* [SHORT EXERCISE]: Reproduce the listing below without changes, except that pictures are left out.
• • • •
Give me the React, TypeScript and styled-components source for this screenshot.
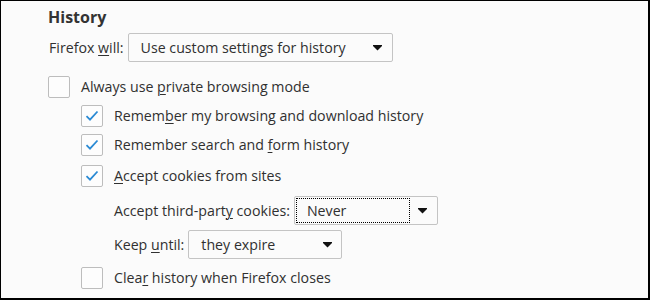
import styled, { createGlobalStyle } from "styled-components";

const GlobalStyle = createGlobalStyle`
  html, body {
    margin: 0;
    padding: 0;
    background: #fbfbfb;
  }
  * {
    box-sizing: border-box;
  }
`;

const Frame = styled.div`
  width: 650px;
  height: 300px;
  background: #fbfbfb;
  border-style: solid;
  border-color: #000;
  border-width: 1px 2px 2px 1px;
  padding: 4px 0 0 46px;
  display: flex;
  flex-direction: column;
  font-family: "Open Sans", "Noto Sans", sans-serif;
  font-size: 14.2px;
  color: #303030;
`;

const Heading = styled.h2`
  margin: 0;
  height: 24px;
  line-height: 24px;
  font-size: 16px;
  font-weight: 700;
  color: #333;
  padding-left: 1px;
`;

const Row = styled.div<{ $top: number; $indent: number }>`
  display: flex;
  align-items: center;
  gap: 4px;
  margin-top: ${(p) => p.$top}px;
  padding-left: ${(p) => p.$indent}px;
`;

const CheckRow = styled.label<{ $top: number; $indent: number }>`
  display: flex;
  align-items: center;
  gap: 11px;
  height: 22px;
  margin-top: ${(p) => p.$top}px;
  padding-left: ${(p) => p.$indent}px;
`;

const Box = styled.span`
  width: 22px;
  height: 22px;
  flex: none;
  border: 1px solid #bdbdbd;
  border-radius: 2px;
  background: #fdfdfd;
  display: flex;
  align-items: center;
  justify-content: center;
`;

const Label = styled.span`
  white-space: nowrap;
  line-height: 20px;
`;

const Key = styled.u`
  text-decoration-thickness: 1px;
  text-underline-offset: 2px;
`;

const Select = styled.div<{ $width: number }>`
  width: ${(p) => p.$width}px;
  height: 29px;
  border: 1px solid #c4c4c4;
  border-radius: 2px;
  background: #fbfbfb;
  display: flex;
  align-items: stretch;
  padding: 1px;
`;

const Value = styled.span<{ $focused?: boolean }>`
  flex: 1;
  display: flex;
  align-items: center;
  padding-left: 10px;
  white-space: nowrap;
  border: 1px dotted ${(p) => (p.$focused ? "#000" : "transparent")};
`;

const Arrow = styled.span`
  width: 26px;
  flex: none;
  display: flex;
  align-items: center;
  justify-content: center;
`;

function Check() {
  return (
    <svg width="14" height="12" viewBox="0 0 14 12">
      <path d="M1.5 6.2 L5 9.6 L12.5 1.5" fill="none" stroke="#2a8ad4" strokeWidth="1.8" />
    </svg>
  );
}

function Caret() {
  return (
    <svg width="9" height="6" viewBox="0 0 9 6">
      <path d="M0 0 H9 V1 L4.5 5.5 L0 1 Z" fill="#111" />
    </svg>
  );
}

function Checkbox({
  checked,
  top,
  indent,
  children,
}: {
  checked?: boolean;
  top: number;
  indent: number;
  children: React.ReactNode;
}) {
  return (
    <CheckRow $top={top} $indent={indent}>
      <Box>{checked ? <Check /> : null}</Box>
      <Label>{children}</Label>
    </CheckRow>
  );
}

function Dropdown({
  width,
  value,
  focused,
}: {
  width: number;
  value: string;
  focused?: boolean;
}) {
  return (
    <Select $width={width}>
      <Value $focused={focused}>{value}</Value>
      <Arrow>
        <Caret />
      </Arrow>
    </Select>
  );
}

export default function App() {
  return (
    <>
      <GlobalStyle />
      <Frame>
        <Heading>History</Heading>
        <Row $top={4} $indent={2}>
          <Label>
            Firefox <Key>w</Key>ill:
          </Label>
          <Dropdown width={265} value="Use custom settings for history" />
        </Row>
        <Checkbox top={14} indent={1}>
          Always use <Key>p</Key>rivate browsing mode
        </Checkbox>
        <Checkbox checked top={7} indent={34}>
          Remem<Key>b</Key>er my browsing and download history
        </Checkbox>
        <Checkbox checked top={7} indent={34}>
          Remember search and <Key>f</Key>orm history
        </Checkbox>
        <Checkbox checked top={9} indent={34}>
          <Key>A</Key>ccept cookies from sites
        </Checkbox>
        <Row $top={9} $indent={67}>
          <Label>
            Accept third-part<Key>y</Key> cookies:
          </Label>
          <Dropdown width={144} value="Never" focused />
        </Row>
        <Row $top={5} $indent={67}>
          <Label>
            Keep <Key>u</Key>ntil:
          </Label>
          <Dropdown width={154} value="they expire" />
        </Row>
        <Checkbox top={8} indent={34}>
          Clea<Key>r</Key> history when Firefox closes
        </Checkbox>
      </Frame>
    </>
  );
}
• • • •
* [TASK ANSWER]:
Give me the React, TypeScript and styled-components source for this screenshot.
import styled, { createGlobalStyle } from "styled-components";

const GlobalStyle = createGlobalStyle`
  html, body {
    margin: 0;
    padding: 0;
    background: #fbfbfb;
  }
  * {
    box-sizing: border-box;
  }
`;

const Frame = styled.div`
  width: 650px;
  height: 300px;
  background: #fbfbfb;
  border-style: solid;
  border-color: #000;
  border-width: 1px 2px 2px 1px;
  padding: 4px 0 0 46px;
  display: flex;
  flex-direction: column;
  font-family: "Open Sans", "Noto Sans", sans-serif;
  font-size: 14.2px;
  color: #303030;
`;

const Heading = styled.h2`
  margin: 0;
  height: 24px;
  line-height: 24px;
  font-size: 16px;
  font-weight: 700;
  color: #333;
  padding-left: 1px;
`;

const Row = styled.div<{ $top: number; $indent: number }>`
  display: flex;
  align-items: center;
  gap: 4px;
  margin-top: ${(p) => p.$top}px;
  padding-left: ${(p) => p.$indent}px;
`;

const CheckRow = styled.label<{ $top: number; $indent: number }>`
  display: flex;
  align-items: center;
  gap: 11px;
  height: 22px;
  margin-top: ${(p) => p.$top}px;
  padding-left: ${(p) => p.$indent}px;
`;

const Box = styled.span`
  width: 22px;
  height: 22px;
  flex: none;
  border: 1px solid #bdbdbd;
  border-radius: 2px;
  background: #fdfdfd;
  display: flex;
  align-items: center;
  justify-content: center;
`;

const Label = styled.span`
  white-space: nowrap;
  line-height: 20px;
`;

const Key = styled.u`
  text-decoration-thickness: 1px;
  text-underline-offset: 2px;
`;

const Select = styled.div<{ $width: number }>`
  width: ${(p) => p.$width}px;
  height: 29px;
  border: 1px solid #c4c4c4;
  border-radius: 2px;
  background: #fbfbfb;
  display: flex;
  align-items: stretch;
  padding: 1px;
`;

const Value = styled.span<{ $focused?: boolean }>`
  flex: 1;
  display: flex;
  align-items: center;
  padding-left: 10px;
  white-space: nowrap;
  border: 1px dotted ${(p) => (p.$focused ? "#000" : "transparent")};
`;

const Arrow = styled.span`
  width: 26px;
  flex: none;
  display: flex;
  align-items: center;
  justify-content: center;
`;

function Check() {
  return (
    <svg width="14" height="12" viewBox="0 0 14 12">
      <path d="M1.5 6.2 L5 9.6 L12.5 1.5" fill="none" stroke="#2a8ad4" strokeWidth="1.8" />
    </svg>
  );
}

function Caret() {
  return (
    <svg width="9" height="6" viewBox="0 0 9 6">
      <path d="M0 0 H9 V1 L4.5 5.5 L0 1 Z" fill="#111" />
    </svg>
  );
}

function Checkbox({
  checked,
  top,
  indent,
  children,
}: {
  checked?: boolean;
  top: number;
  indent: number;
  children: React.ReactNode;
}) {
  return (
    <CheckRow $top={top} $indent={indent}>
      <Box>{checked ? <Check /> : null}</Box>
      <Label>{children}</Label>
    </CheckRow>
  );
}

function Dropdown({
  width,
  value,
  focused,
}: {
  width: number;
  value: string;
  focused?: boolean;
}) {
  return (
    <Select $width={width}>
      <Value $focused={focused}>{value}</Value>
      <Arrow>
        <Caret />
      </Arrow>
    </Select>
  );
}

export default function App() {
  return (
    <>
      <GlobalStyle />
      <Frame>
        <Heading>History</Heading>
        <Row $top={4} $indent={2}>
          <Label>
            Firefox <Key>w</Key>ill:
          </Label>
          <Dropdown width={265} value="Use custom settings for history" />
        </Row>
        <Checkbox top={14} indent={1}>
          Always use <Key>p</Key>rivate browsing mode
        </Checkbox>
        <Checkbox checked top={7} indent={34}>
          Remem<Key>b</Key>er my browsing and download history
        </Checkbox>
        <Checkbox checked top={7} indent={34}>
          Remember search and <Key>f</Key>orm history
        </Checkbox>
        <Checkbox checked top={9} indent={34}>
          <Key>A</Key>ccept cookies from sites
        </Checkbox>
        <Row $top={9} $indent={67}>
          <Label>
            Accept third-part<Key>y</Key> cookies:
          </Label>
          <Dropdown width={144} value="Never" focused />
        </Row>
        <Row $top={5} $indent={67}>
          <Label>
            Keep <Key>u</Key>ntil:
          </Label>
          <Dropdown width={154} value="they expire" />
        </Row>
        <Checkbox top={8} indent={34}>
          Clea<Key>r</Key> history when Firefox closes
        </Checkbox>
      </Frame>
    </>
  );
}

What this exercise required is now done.